Мне стало горько. Папин начальник, конечно,
Я перестала прислушиваться к разговору родителей, привычно отгораживаясь от реальности мечтами. В мечтах не было ни дядьки Павла, ни пана Черного, ни навязываемого замужества. В мечтах я была пилотом космического крейсера. Самым лучшим пилотом. Самого лучшего крейсера. Я так замечталась, что что не заметила, как уплыла в сон.
Проснувшись поутру, я долго не могла понять, почему так светло. И откуда такие белые стены. Маленькое окошко комнатки, которую я делила с младшей сестрой, выходило на запад. И к тому же в сад.

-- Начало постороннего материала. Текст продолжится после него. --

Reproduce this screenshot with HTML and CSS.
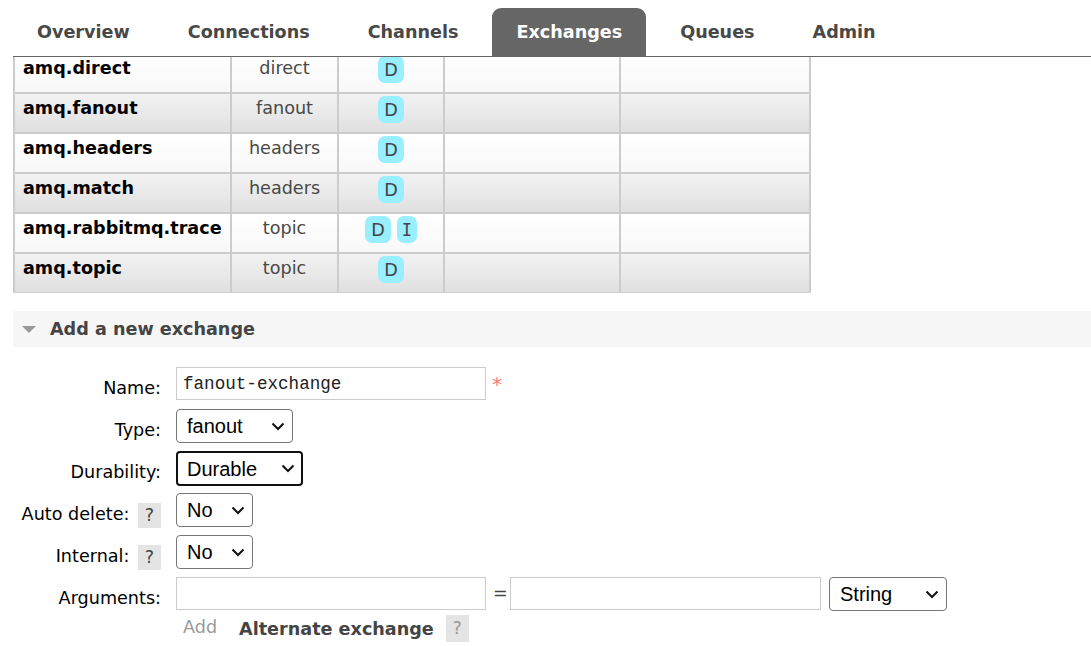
FILE: index.html
```html
<!DOCTYPE html>
<html>
<head>
<meta charset="utf-8">
<link rel="stylesheet" href="styles.css">
</head>
<body>
<nav class="tabs">
  <a class="tab">Overview</a>
  <a class="tab">Connections</a>
  <a class="tab">Channels</a>
  <a class="tab active">Exchanges</a>
  <a class="tab">Queues</a>
  <a class="tab">Admin</a>
</nav>
<main class="main">
  <div class="table-view">
    <table class="list">
      <colgroup>
        <col class="c-name"><col class="c-type"><col class="c-feat"><col class="c-in"><col class="c-out">
      </colgroup>
      <tbody>
        <tr class="alt1"><td class="name">amq.direct</td><td class="type">direct</td><td class="feat"><span class="badge">D</span></td><td></td><td></td></tr>
        <tr class="alt2"><td class="name">amq.fanout</td><td class="type">fanout</td><td class="feat"><span class="badge">D</span></td><td></td><td></td></tr>
        <tr class="alt1"><td class="name">amq.headers</td><td class="type">headers</td><td class="feat"><span class="badge">D</span></td><td></td><td></td></tr>
        <tr class="alt2"><td class="name">amq.match</td><td class="type">headers</td><td class="feat"><span class="badge">D</span></td><td></td><td></td></tr>
        <tr class="alt1"><td class="name">amq.rabbitmq.trace</td><td class="type">topic</td><td class="feat"><span class="badge">D</span><span class="badge mono">I</span></td><td></td><td></td></tr>
        <tr class="alt2"><td class="name">amq.topic</td><td class="type">topic</td><td class="feat"><span class="badge">D</span></td><td></td><td></td></tr>
      </tbody>
    </table>
  </div>

  <section class="section">
    <h2 class="section-title"><span class="tri"></span>Add a new exchange</h2>
    <div class="form">
      <label class="lbl">Name:</label>
      <div class="ctl"><input class="txt" type="text" value="fanout-exchange"><span class="req">*</span></div>

      <label class="lbl">Type:</label>
      <div class="ctl"><select class="sel w-type"><option>fanout</option></select></div>

      <label class="lbl">Durability:</label>
      <div class="ctl"><select class="sel w-dur focus"><option>Durable</option></select></div>

      <label class="lbl">Auto delete: <span class="help">?</span></label>
      <div class="ctl"><select class="sel w-no"><option>No</option></select></div>

      <label class="lbl">Internal: <span class="help">?</span></label>
      <div class="ctl"><select class="sel w-no"><option>No</option></select></div>

      <label class="lbl">Arguments:</label>
      <div class="ctl args"><input class="txt" type="text"><span class="eq">=</span><input class="txt w-val" type="text"><select class="sel w-str"><option>String</option></select></div>

      <div class="lbl"></div>
      <div class="ctl extra"><span class="add">Add</span><span class="alt">Alternate exchange</span><span class="help light">?</span></div>
    </div>
  </section>
</main>
</body>
</html>
```

FILE: styles.css
```css
html, body {
  margin: 0;
  padding: 0;
  background: #fff;
}
body {
  font-family: "DejaVu Sans", Verdana, sans-serif;
  font-size: 17.6px;
  color: #000;
  width: 1091px;
  height: 646px;
  overflow: hidden;
}

.tabs {
  display: flex;
  gap: 10px;
  margin-left: 13px;
  padding-top: 8px;
  border-bottom: 1px solid #666;
}
.tab {
  display: block;
  padding: 0 24px;
  line-height: 49px;
  height: 48px;
  font-weight: bold;
  color: #484848;
  border-radius: 9px 9px 0 0;
}
.tab.active {
  background: #666;
  color: #fff;
}

.main {
  margin-left: 13px;
}

.table-view {
  height: 236px;
  overflow: hidden;
}
.list {
  border-collapse: collapse;
  table-layout: fixed;
  width: 798px;
  margin-top: -5px;
}
.c-name { width: 217px; }
.c-type { width: 107px; }
.c-feat { width: 106px; }
.c-in { width: 176px; }
.c-out { width: 190px; }

.list td {
  border: 2px solid #ccc;
  height: 40px;
  box-sizing: border-box;
  padding: 2px 8px 0;
  vertical-align: top;
  line-height: 24px;
  white-space: nowrap;
}
.list tr.alt1 td {
  background: linear-gradient(#ffffff, #f8f8f8);
}
.list tr.alt2 td {
  background: linear-gradient(#f2f2f2, #e0e0e0);
}
.list td.name {
  font-weight: bold;
  color: #000;
}
.list td.type {
  text-align: center;
  color: #484848;
}
.list td.feat {
  text-align: center;
  padding-left: 0;
  padding-right: 0;
}
.badge {
  display: inline-block;
  background: #99eeff;
  color: #444;
  border-radius: 7px;
  height: 27px;
  line-height: 29px;
  padding: 0 6px;
  vertical-align: top;
  margin: 0 3px;
}
.badge.mono {
  font-family: "DejaVu Sans Mono", monospace;
  font-size: 17px;
  padding: 0 4px;
  width: 20px;
  box-sizing: border-box;
}

.section {
  margin-top: 18px;
}
.section-title {
  margin: 0;
  height: 36px;
  line-height: 36px;
  background: #f6f6f6;
  font-size: 17.6px;
  font-weight: bold;
  color: #444;
  display: flex;
  align-items: center;
}
.tri {
  display: block;
  width: 0;
  height: 0;
  border-left: 7.5px solid transparent;
  border-right: 7.5px solid transparent;
  border-top: 7px solid #999;
  margin-left: 9px;
  margin-right: 14px;
  margin-top: 1px;
}

.form {
  display: grid;
  grid-template-columns: 148px 1fr;
  grid-auto-rows: 34px;
  column-gap: 15px;
  row-gap: 8px;
  margin-top: 20px;
}
.lbl {
  text-align: right;
  line-height: 24px;
  padding-top: 9px;
  white-space: nowrap;
  color: #000;
}
.ctl {
  display: flex;
  align-items: flex-start;
}
.txt {
  width: 310px;
  height: 33px;
  box-sizing: border-box;
  border: 1px solid #ccc;
  padding: 0 6px;
  font-family: "Liberation Mono", "Courier New", monospace;
  font-size: 17.6px;
  color: #222;
  margin: 0;
  outline: none;
}
.w-val { width: 311px; }
.req {
  color: #ff7777;
  font-size: 20px;
  margin-left: 6px;
  line-height: 24px;
  margin-top: 5px;
}
.sel {
  -webkit-appearance: none;
  appearance: none;
  font-family: "Liberation Sans", Arial, sans-serif;
  font-size: 20px;
  height: 34px;
  box-sizing: border-box;
  border: 1px solid #767676;
  border-radius: 4px;
  background-color: #fff;
  background-image: url("data:image/svg+xml;utf8,<svg xmlns='http://www.w3.org/2000/svg' width='14' height='9' viewBox='0 0 14 9'><path d='M1.5 1.5 L7 7 L12.5 1.5' fill='none' stroke='%23111' stroke-width='2'/></svg>");
  background-repeat: no-repeat;
  background-position: right 7px center;
  color: #000;
  padding: 0 4px 0 10px;
  margin: 0;
}
.w-type { width: 117px; }
.w-dur { width: 127px; height: 35px; }
.w-no { width: 77px; }
.w-str { width: 118px; margin-left: 1px; }
.sel.focus {
  border: 2px solid #111;
  padding-left: 9px;
  background-position: right 6px center;
}
.args {
  gap: 7px;
}
.eq {
  color: #444;
  line-height: 33px;
  width: 11px;
  text-align: center;
  margin-right: -1px;
}
.help {
  display: inline-block;
  width: 23px;
  height: 25px;
  line-height: 25px;
  text-align: center;
  background: #e4e4e4;
  color: #444;
  margin-left: 3px;
  vertical-align: -1px;
}
.help.light {
  color: #999;
  height: 27px;
  line-height: 27px;
  margin-left: 12px;
}
.extra {
  align-items: center;
  margin-top: -4px;
  height: 27px;
}
.add {
  color: #999;
  margin-left: 7px;
  margin-right: 22px;
  margin-top: -4px;
}
.alt {
  font-weight: bold;
  color: #444;
}
```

Поэтому солнце никогда в него не заглядывало. А в дождливую погоду часто приходилось включать свет, потому что в комнате из-за пасмурной погоды было совсем темно. Да и стены в комнате были не белыми, а оклеенными бумажными обоями в темно и светло коричневую полоску.
То, что я в больнице, я сообразила только тогда, когда открылась не замеченная мною ранее дверь и в палату вошел усатый пожилой врач с усталыми глазами. Он ощупал меня со всех сторон. Повертел мне руки и ноги. Посветил в глаза маленьким фонариком. А потом, вдвоем с медсестрой, запихнул меня в какой-то аппарат.
В результате всех моих мучений, мне выдали справку о том, что я здорова и отпустили домой.
Дома все было, как всегда. Папа был на работе. Братья опять где-то шатались. Мама что-то готовила на кухне. А сестренка играла перед домом. Но, увидев меня, увязалась следом.
– Криска вернулась!
Мама выглянула из кухни, всплеснула руками:
– Что ж ты не позвонила! Я б тебя бы забрала из больницы.
Я улыбнулась:
– Мам, да я не маленькая, четыре квартала пройти. Да и Стешку на кого бы ты оставила?
Мама смущенно улыбнулась.
– Ну хорошо, отдыхай. Я юшку варю. Твою любимую. Пацаны на рассвете на пруду натаскали хорошей рыбки. А ты иди, отдыхай. – И уже сестре: – Стешка! Не мешай Крис. У нее голова болит!
Мама вернулась на кухню. Сестренка поплелась на улицу. Но надолго ее не хватило.
Я только и успела переодеться, как дверь в комнату приоткрылась и в образовавшейся щели появился хитрющий глаз. Увидев, что я не сплю, и даже не ложилась, Стеша проскользнула в комнату, прикрыв за собою дверь:
– А учола дядьку Павла полисия увела в налучниках!
Я так и села с размаху на кровать и ошарашенно выдала:
– За что?!
Это я, конечно, не подумав. Вряд ли сестренка знает ответ на этот вопрос. У мамы позже спрошу. Но мелкая сплетница меня удивила повторно.